Long forgotten seem to be the days of the Gezi Park protests that started in May 2013, during which Erdoğan hardly missed a chance to laud the professionalism and the integrity of Turkey’s police forces. Back then, just a few months ago, the police was indeed pivotal in projecting Erdoğan’s power and relentless political will into the streets of Turkey, where millions protested against his increasingly authoritarian style. But now the political dynamics have clearly shifted, as pro-AKP media retaliate by accusing the National Police of having robbed the government of several hundred millions of Turkish liras earmarked for its pension fund, and AKP representatives label policemen following the corruption case as “criminals”. The politically-driven re-shuffle within police ranks apparently paid off, as the new police chief of Istanbul Province has allegedly decided not to follow up on a prosecutor’s order for a new wave of arrests, calling off the police operation that was under preparation.
If the National Police is thus viewed by the AKP as a potential adversary for its lack of political support, Erdoğan knows he can still count on the National Intelligence Organization (MIT), Turkey’s intelligence services. Over the last few years, MIT has seen its mandate significantly expanded, and its main representative, Hakan Fidan, has worked in very close cooperation with Erdoğan ever since his promotion to chief of the agency in 2010. MIT’s first groundbreaking operation was uncovered by the press in 2011, when a leaked recording revealed that intelligence top officers had held a series of meetings with senior leaders of the terrorist group Partiya Karkeren Kurdistan (PKK) to discuss an agreement that could have ended thirty years of violence. At the time, the move was so unexpected that even the Turkish military claimed the operation caught them off guard. In fact, the revelation triggered an attempted prosecution of Mr. Fidan and other MIT members who were at the meetings, on the basis that any form of dialogue with a terrorist organization had to be considered a crime in itself. Prosecutors allegedly cooperated with members of the police intelligence, raising doubts over whether the case was nothing more than a turf war between police intelligence. Upon MIT members’ refusal to testify, prosecutors issued an arrest warrant, further fueling the suspicion that the case was running on political, rather than judicial, motivations. At that point, PM Erdoğan took the matter into his own hands and put together an ad-hoc law that instituted a special authorization, to be seeked by prosecutors who wanted to trial MIT officers, that the Prime Minister could grant upon discretion.

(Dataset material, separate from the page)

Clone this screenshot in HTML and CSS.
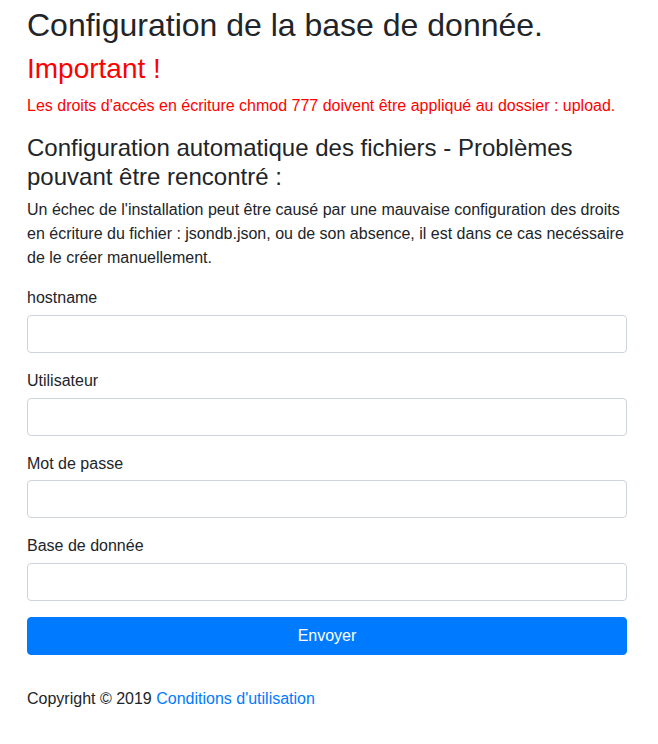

If Erdoğan’s intervention momentarily solved the problem, frictions between police and MIT remained. A blame-game between police intelligence and MIT got the attention of the Turkish media in the aftermath of the Reyhanli bombing, when, in May 2013, two car bombs killed more than 50 people in the Hatay province, on the Turkish-Syrian border. In that instance, both the local police chief and the local MIT chief were dismissed. More recently, a new police-MIT clash erupted in the midst of AKP’s corruption scandal, with an episode raising the suspipcion that elements of the intelligence services have been carrying weapons to Syria. AKP ministers offered vague and contradictory statements on the issue, but whether the government is using MIT to send weapons to Syrian rebels remains to be confirmed: this, in any case, this seems to be the smoking gun that pro-Gülen media are looking for in order to further discredit Erdoğan’s government. In the meantime, they focused on a leaked recording, that appeared on the web in mid-January 2014, in which MIT operatives allegedly instructed Omer Guney, currently under arrest for the assassination of three PKK members in Paris in January 2013, on how to carry out the murder and evade undetected.
Not even the Turkish military, once the sole guardians of Turkey’s national security, has remained immune from the tug-of-war between Erdoğan and Gülen. Hundreds of military officers, found guilty of coup-plotting, have been imprisoned over the last five years. After a strongly contested trial which the AKP and Gülenists staunchly defended, therefore, what remains of the military’s top brass is the more moderate and politically docile fraction. But now that the fight between Erdoğan and the Gülen movement has become an all-out war, AKP representatives seem to have surrendered to the temptation of setting the military against the Gülenists, by hinting at the possibility that there might be a retrial for those generals who are behind bars. After all, one of Erdoğan’s top advisers has claimed, everybody knows that the trial was a set up. In fact, the gravity of Turkey’s current political crisis seems to be epitomized by the fact that the idea of a retrial has been endorsed by Erdoğan himself. The increased politicization of the security sector might bring short-term advantages to the AKP; long-term consequences, however, will be detrimental for Turkey as a whole.